La famille Sumarocca fait un travail irréprochable pour lutter contre les changements climatiques et s’y adapter, et l’un de ses choix judicieux consiste à favoriser les cépages autochtones. La bouche offre les traits typiques du xarel-lo : un vin avec du corps, porté par une trame aromatique qui évoque le tilleul, la pomme rouge et jaune, ainsi que des notes d’agrumes exotiques et une pointe de pierre à fusil. Les notes de pain grillé ajoutent texture et rondeur, tandis que l’acidité tonique lui confère de la vitalité. Un vin tout indiqué pour un poisson blanc servi avec un beurre blanc. Certifié bio.
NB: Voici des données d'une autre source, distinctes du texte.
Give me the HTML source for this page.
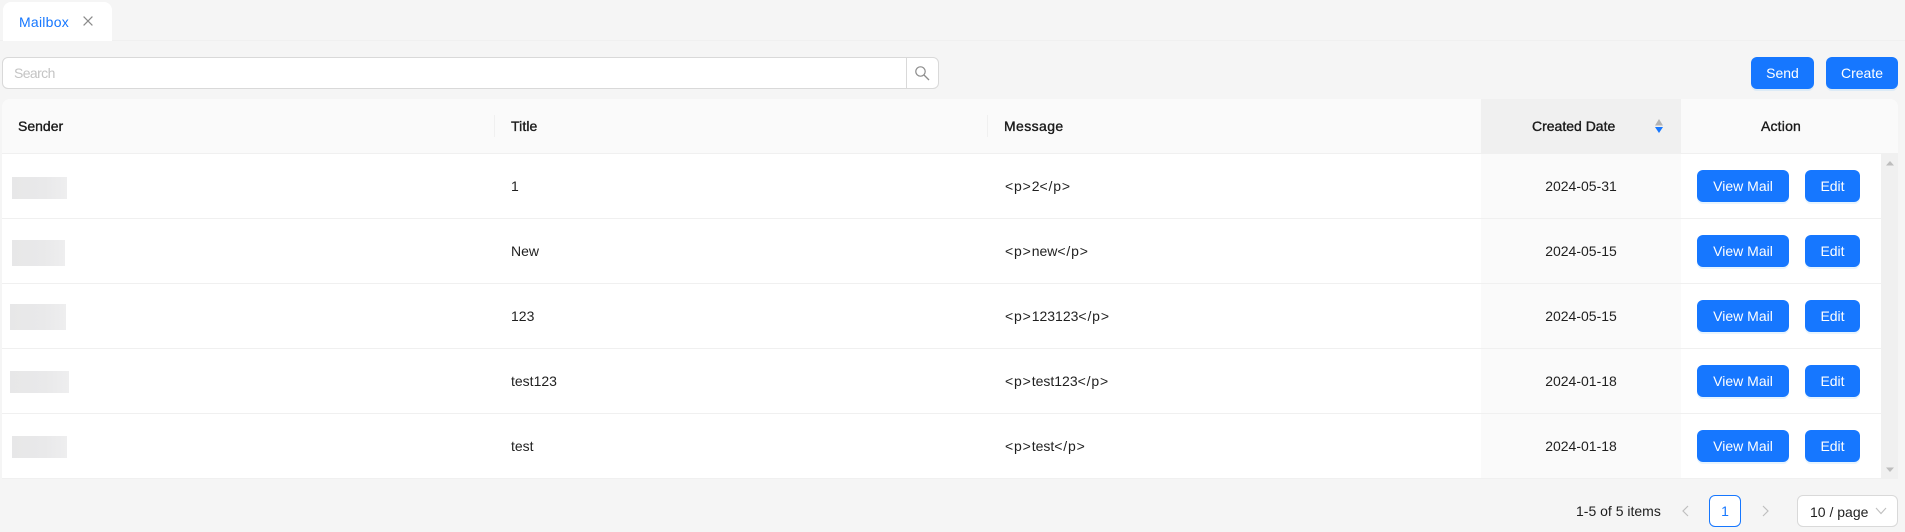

18,65 $ — Code SAQ 15115901

Alta Alella GX 2023, Catalunya DO

Nichée au cœur du parc naturel de la Serralada de Marina, Alta Alella est un lieu idyllique à seulement 19 km de Barcelone. Si vous êtes dans les environs, une visite s’impose ! La famille Pujol-Busquets est renommée pour ses excellents cavas, présents dans plusieurs restaurants étoilés Michelin, mais leurs vins tranquilles méritent tout autant d’attention, avec une qualité qui ne cesse de s’améliorer. Ce 100 % garnacha, floral et sans artifices, s’ouvre sur des notes de cerise croquante, de framboise mûre, de fraise sauvage et d’écorce d’orange. Gourmand et gouleyant, avec des tanins légers, mais fermes, qui cadrent la générosité du fruit. Une vivacité impressionnante pour une année chaude comme 2023, où la récolte a eu lieu le 31 juillet, le plus tôt de l’histoire. Le 14 % d’alcool est parfaitement intégré. Servir frais, avec de la charcuterie ou un flanc de porc. Certifié bio.